Given the distinct lack of sable tooth tigers these days, most situations we find ourselves in are actually not a life or death situation anymore.....perceived.... I know...! 
Fear mostly is a misuse of our creativity and imagination.... That probably means that you have more creativity and better imagination then you ever gave yourself credit for! No, no, no... Seriously... In my world that's a result Maybe not the one you were after but still it's a result!
With our creative minds we are very good at imagining worst case scenarios or terrible outcomes when in reality, those things would actually be very unlikely. One way to counteract that type of "catastrophic" thinking is by using realistic and common sense thinking. You have two options to deal with this:

A) Ask yourself three simple questions, or write these down: 

  • "Am I creating possibilities that are actually highly unrealistic and probably (a bit) too dramatic...?"
  • "Am I creating consequences  that are actually highly unrealistic and probably (a bit) too dramatic...?"
  • "What would someone who is absolutely logical and realistic say when asked: What is actually most likely to happen when I take this action...?"  

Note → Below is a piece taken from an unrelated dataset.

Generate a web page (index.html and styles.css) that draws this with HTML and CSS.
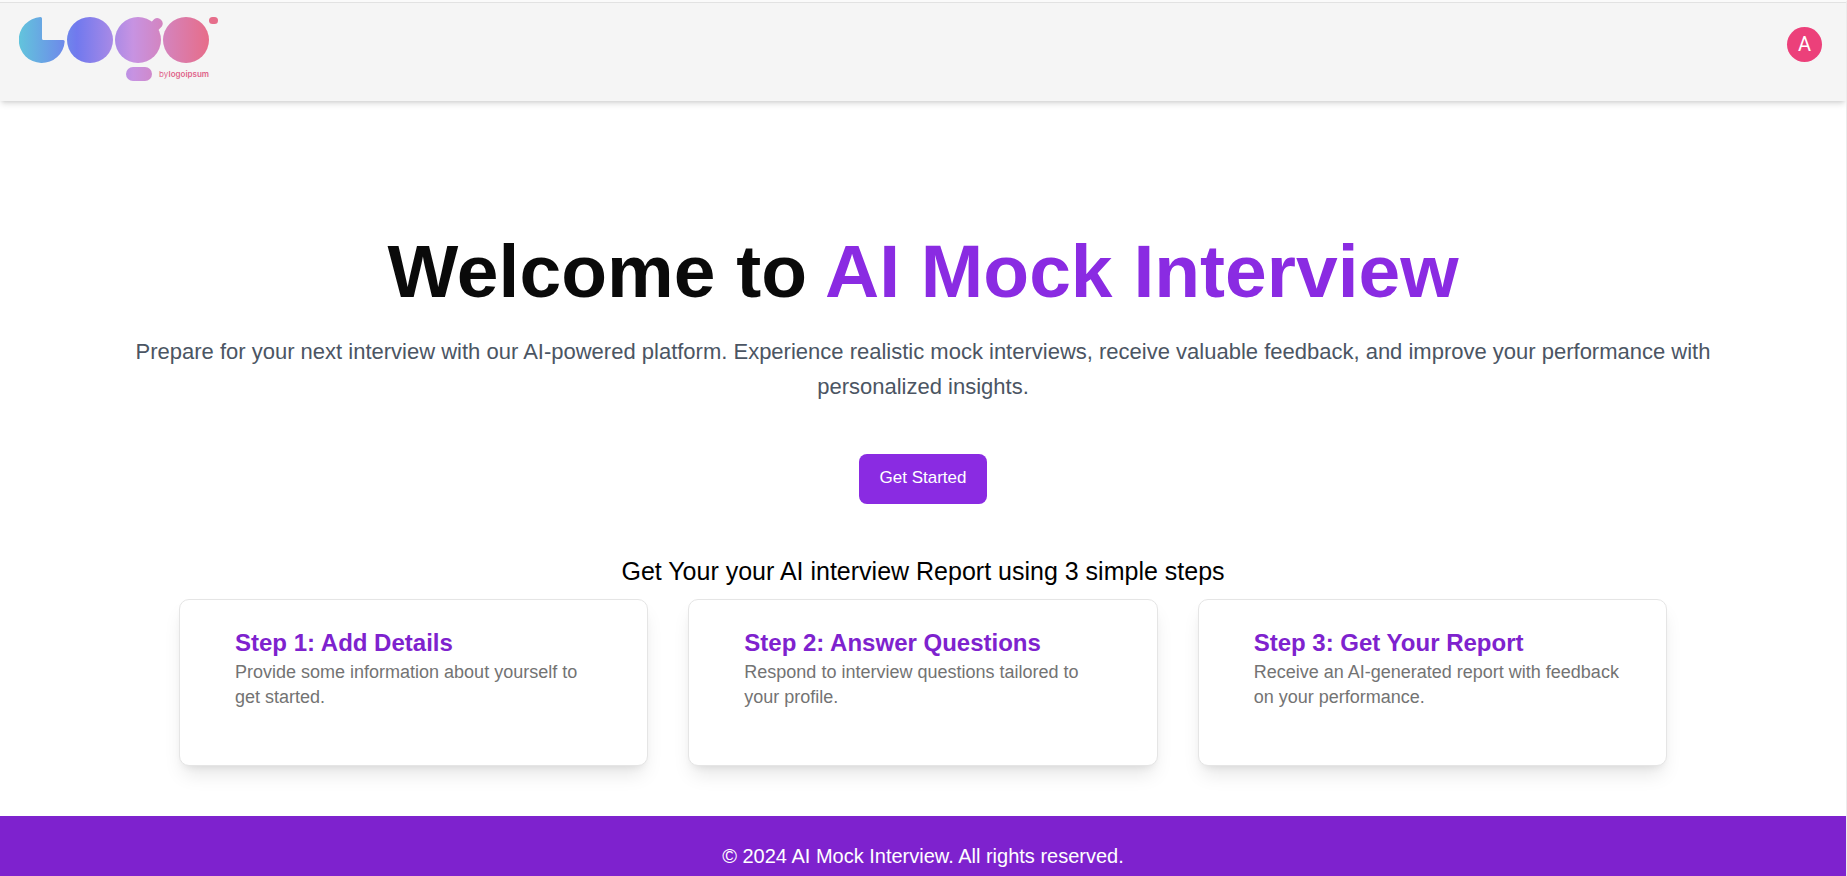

B) Create three columns. I prefer putting pen to paper for this but you might prefer electronics. Either way is fine.

  • First column: make a list of all the things that could potentially go wrong by doing what you want to do. Feel free to let your imagination run, if that makes you feel good... 
  • Second column: Come up with equally creative steps to take to mitigate the possibility of each of those possibilities or consequences from happening
  • Third column: Think forward till you have found the resolution, till you reached the point where you look back and realise: "yep, that wasn't great but hey, I survived". That may be 2 days or 5 years down the track, it doesn't matter. Then write down what steps you'd take to recover from each of the scenarios you imagined in the first column.

There you go. When you find yourself not taking action, find out which one of the three it is and you'll soon get yourself taking action again!